→ **Work to do**:
Reproduce the data exactly and drop any pictures it holds.

→ **Dataset content**:
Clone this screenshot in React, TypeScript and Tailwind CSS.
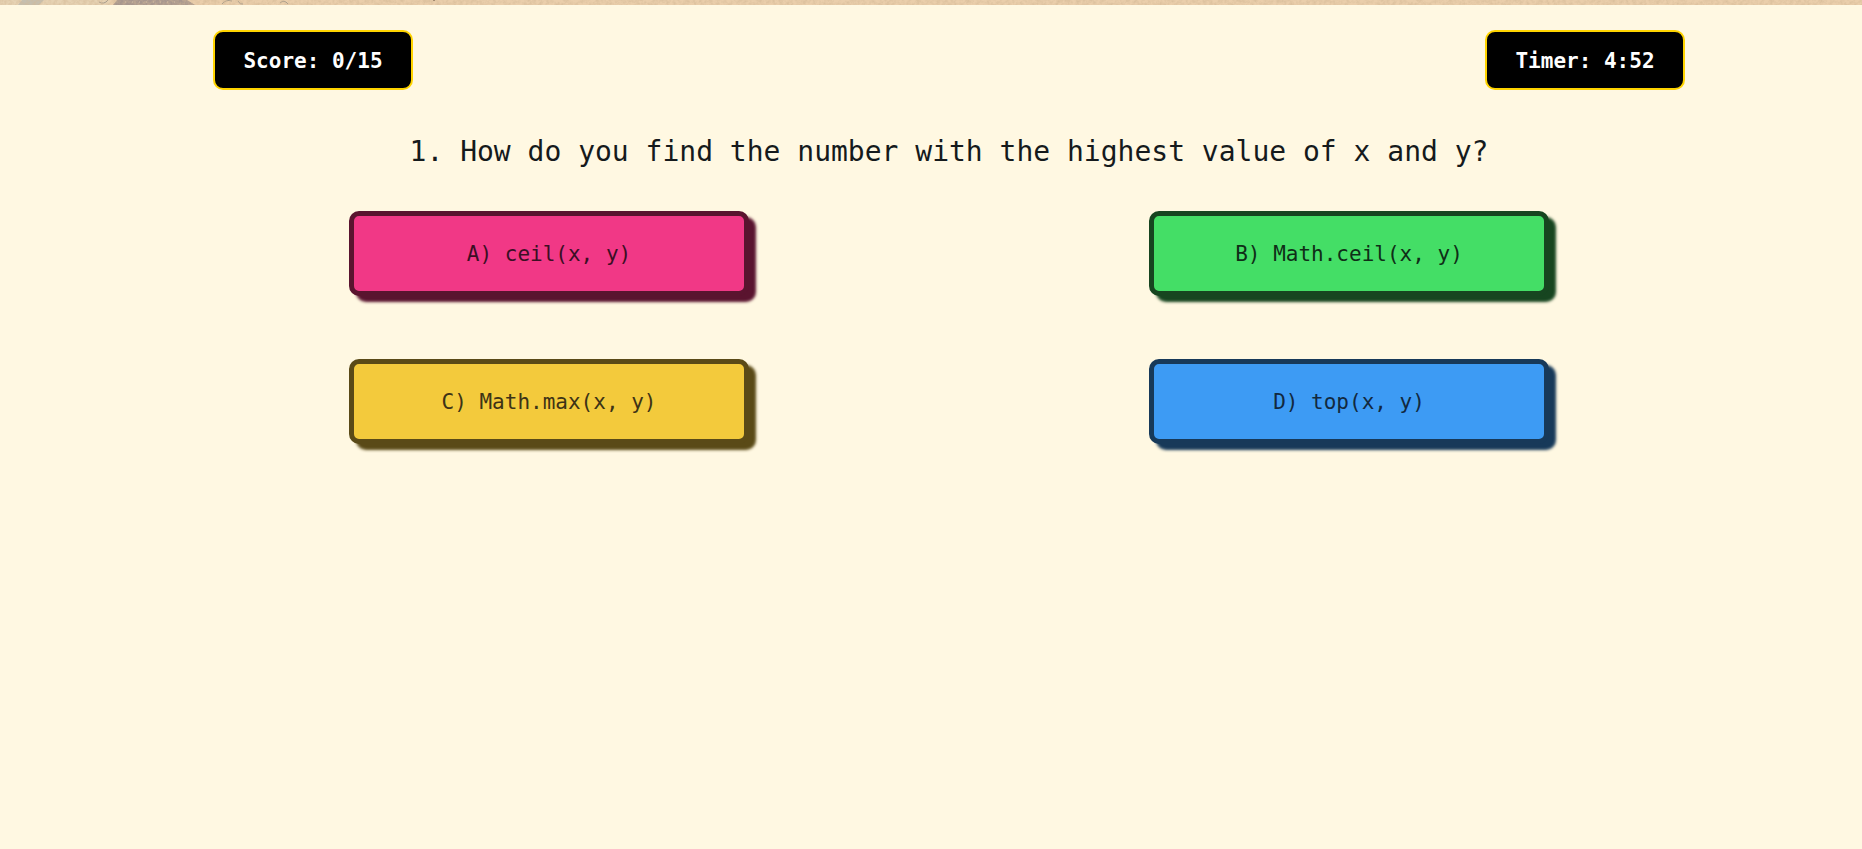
const answers = [
  { label: "A) ceil(x, y)", tone: "bg-[#f13886] border-[#5a142f] text-[#3b0f24] shadow-[7px_6px_3px_#5a142f]" },
  { label: "B) Math.ceil(x, y)", tone: "bg-[#44de66] border-[#174520] text-[#0f2e17] shadow-[7px_6px_3px_#174520]" },
  { label: "C) Math.max(x, y)", tone: "bg-[#f3ca3c] border-[#5a4a17] text-[#3d3316] shadow-[7px_6px_3px_#5a4a17]" },
  { label: "D) top(x, y)", tone: "bg-[#3d9bf4] border-[#173959] text-[#12293f] shadow-[7px_6px_3px_#173959]" },
];

function Badge({ children }: { children: string }) {
  return (
    <div className="flex h-15 w-50 items-center justify-center rounded-[10px] border-2 border-[#ffd400] bg-black pt-1 text-[21px] font-bold text-white">
      {children}
    </div>
  );
}

function SandStrip() {
  return (
    <svg className="block h-[5px] w-full bg-[#eaceab]" aria-hidden="true">
      <filter id="grain">
        <feTurbulence type="fractalNoise" baseFrequency="0.3" numOctaves="3" />
        <feColorMatrix values="0 0 0 0 0.65  0 0 0 0 0.48  0 0 0 0 0.3  1.2 0 0 0 -0.4" />
      </filter>
      <rect width="110" height="5" fill="#e6d2b3" />
      <path d="M22 0h22l-5 5H18z" fill="#c5bfb0" />
      <path d="M99 2q5 3 9-2M222 4q4-5 10-3M238 1q2 4 5 3M280 3q4-4 8 1" fill="none" stroke="#a59b8c" />
      <path d="M117 0h70l8 5h-82z" fill="#a8978e" />
      <path d="M125 2h55" stroke="#d1bda9" strokeDasharray="1 6" />
      <rect width="100%" height="5" filter="url(#grain)" />
      <path d="M433 0h2" stroke="#67513f" />
    </svg>
  );
}

export default function App() {
  return (
    <div className="min-h-screen bg-[#fff8e2] font-['DejaVu_Sans_Mono',monospace]">
      <SandStrip />
      <main className="pt-[25px] pl-9">
        <header className="mx-auto flex max-w-[1472px] justify-between">
          <Badge>Score: 0/15</Badge>
          <Badge>Timer: 4:52</Badge>
        </header>
        <h1 className="mt-11 text-center text-[28px] leading-9 text-[#151a1c]">
          1. How do you find the number with the highest value of x and y?
        </h1>
        <div className="mx-auto mt-[41px] grid max-w-[1600px] grid-cols-2 justify-items-center gap-y-[63px]">
          {answers.map(({ label, tone }) => (
            <button
              key={label}
              type="button"
              className={`h-[85px] w-full max-w-[400px] cursor-pointer rounded-[10px] border-5 pt-0.5 text-[21px] ${tone}`}
            >
              {label}
            </button>
          ))}
        </div>
      </main>
    </div>
  );
}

→ **Exercise solution**:
Clone this screenshot in React, TypeScript and Tailwind CSS.
const answers = [
  { label: "A) ceil(x, y)", tone: "bg-[#f13886] border-[#5a142f] text-[#3b0f24] shadow-[7px_6px_3px_#5a142f]" },
  { label: "B) Math.ceil(x, y)", tone: "bg-[#44de66] border-[#174520] text-[#0f2e17] shadow-[7px_6px_3px_#174520]" },
  { label: "C) Math.max(x, y)", tone: "bg-[#f3ca3c] border-[#5a4a17] text-[#3d3316] shadow-[7px_6px_3px_#5a4a17]" },
  { label: "D) top(x, y)", tone: "bg-[#3d9bf4] border-[#173959] text-[#12293f] shadow-[7px_6px_3px_#173959]" },
];

function Badge({ children }: { children: string }) {
  return (
    <div className="flex h-15 w-50 items-center justify-center rounded-[10px] border-2 border-[#ffd400] bg-black pt-1 text-[21px] font-bold text-white">
      {children}
    </div>
  );
}

function SandStrip() {
  return (
    <svg className="block h-[5px] w-full bg-[#eaceab]" aria-hidden="true">
      <filter id="grain">
        <feTurbulence type="fractalNoise" baseFrequency="0.3" numOctaves="3" />
        <feColorMatrix values="0 0 0 0 0.65  0 0 0 0 0.48  0 0 0 0 0.3  1.2 0 0 0 -0.4" />
      </filter>
      <rect width="110" height="5" fill="#e6d2b3" />
      <path d="M22 0h22l-5 5H18z" fill="#c5bfb0" />
      <path d="M99 2q5 3 9-2M222 4q4-5 10-3M238 1q2 4 5 3M280 3q4-4 8 1" fill="none" stroke="#a59b8c" />
      <path d="M117 0h70l8 5h-82z" fill="#a8978e" />
      <path d="M125 2h55" stroke="#d1bda9" strokeDasharray="1 6" />
      <rect width="100%" height="5" filter="url(#grain)" />
      <path d="M433 0h2" stroke="#67513f" />
    </svg>
  );
}

export default function App() {
  return (
    <div className="min-h-screen bg-[#fff8e2] font-['DejaVu_Sans_Mono',monospace]">
      <SandStrip />
      <main className="pt-[25px] pl-9">
        <header className="mx-auto flex max-w-[1472px] justify-between">
          <Badge>Score: 0/15</Badge>
          <Badge>Timer: 4:52</Badge>
        </header>
        <h1 className="mt-11 text-center text-[28px] leading-9 text-[#151a1c]">
          1. How do you find the number with the highest value of x and y?
        </h1>
        <div className="mx-auto mt-[41px] grid max-w-[1600px] grid-cols-2 justify-items-center gap-y-[63px]">
          {answers.map(({ label, tone }) => (
            <button
              key={label}
              type="button"
              className={`h-[85px] w-full max-w-[400px] cursor-pointer rounded-[10px] border-5 pt-0.5 text-[21px] ${tone}`}
            >
              {label}
            </button>
          ))}
        </div>
      </main>
    </div>
  );
}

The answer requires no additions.